Windows 10 is fantastic and naturally lots of my Schools are chomping at the bit to get it deployed to their devices.
This has lead to a couple of problematic image builds over the past couple of months due to sysprep being unable to complete after the store has been setup for a user. It seems that if you want to sysprep an image you can’t use the store or let Windows 10 do a big update e.g. 1511.
Our existing method for build images was pretty close to working there are just a few gotchas that needed to be corrected before first login.
We had to start from scratch. No updating the existing 7 or 8.1 image it had to be a fresh install, and an up to date 10 version as well we couldn’t install the 1511 update ourselves it has to be pre-installed. This means getting an install.wim from the latest edition of Windows 10 we wanted to use which for us was Windows 10 Education 1511. We then added that to our WDS server as a deployable image. Personally I prefer having the clean disk images on WDS just as a backup but they can be removed after creating the base image.
Next we needed to get around the stores first run which since we wanted the sore gone anyway we decided to do with the domain. This meant getting a GPO to turn the store off and getting the image to join the domain straight from imaging.
An unattended join of the domain is nothing new, I use it in all my schools and there are plenty of guides on how to do it on the internet already like this one so I wont go into detail here.

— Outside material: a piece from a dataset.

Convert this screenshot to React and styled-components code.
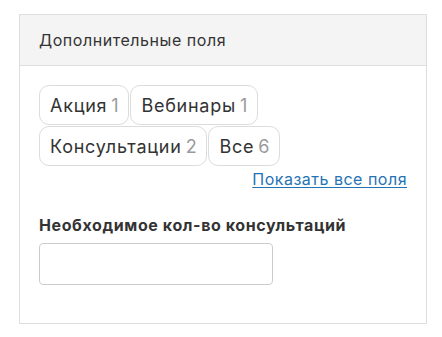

I spent quite a while trying to get Windows SIM to generate my catalog file, with 7 the .clg was on the disk but for some reason Microsoft no longer provide them so we had to generate it. It appears the SIM can’t generate a catalog unless you are on the same OS as the catalog is for. Reading into the issues to begin with confused me as it only mention processor architecture not OS version, once I tried on a machine running Education 1511 is went through straight away.
Now that we had the base image ready to deploy and join the domain by itself we needed to make the domain turn off the store. We grabbed the ADMX templates from here and dropped them into the central store on our Domain. We added a new GPO that applied to all our users and added the following config:
User Configuration -> Policies -> Administrative Templates -> Windows Components -> Store
enable Turn off the Store Application
After getting that GPO setup the base image deployed no problem, joined the domain and sat on the login screen. First login by an administrator did not cause the store to initialize which in turn meant that we could sysprep that image.
Having updates like 1511 cause sysprep to break is going to be a right pain. We will either have to let big updates through WSUS and hope that all clients install them successfully or build the image again on the new updated version.
Not great.
I hope that Microsoft do something about this issues before the Redstone update otherwise they are drastically increasing our workload if we want to stay up to date.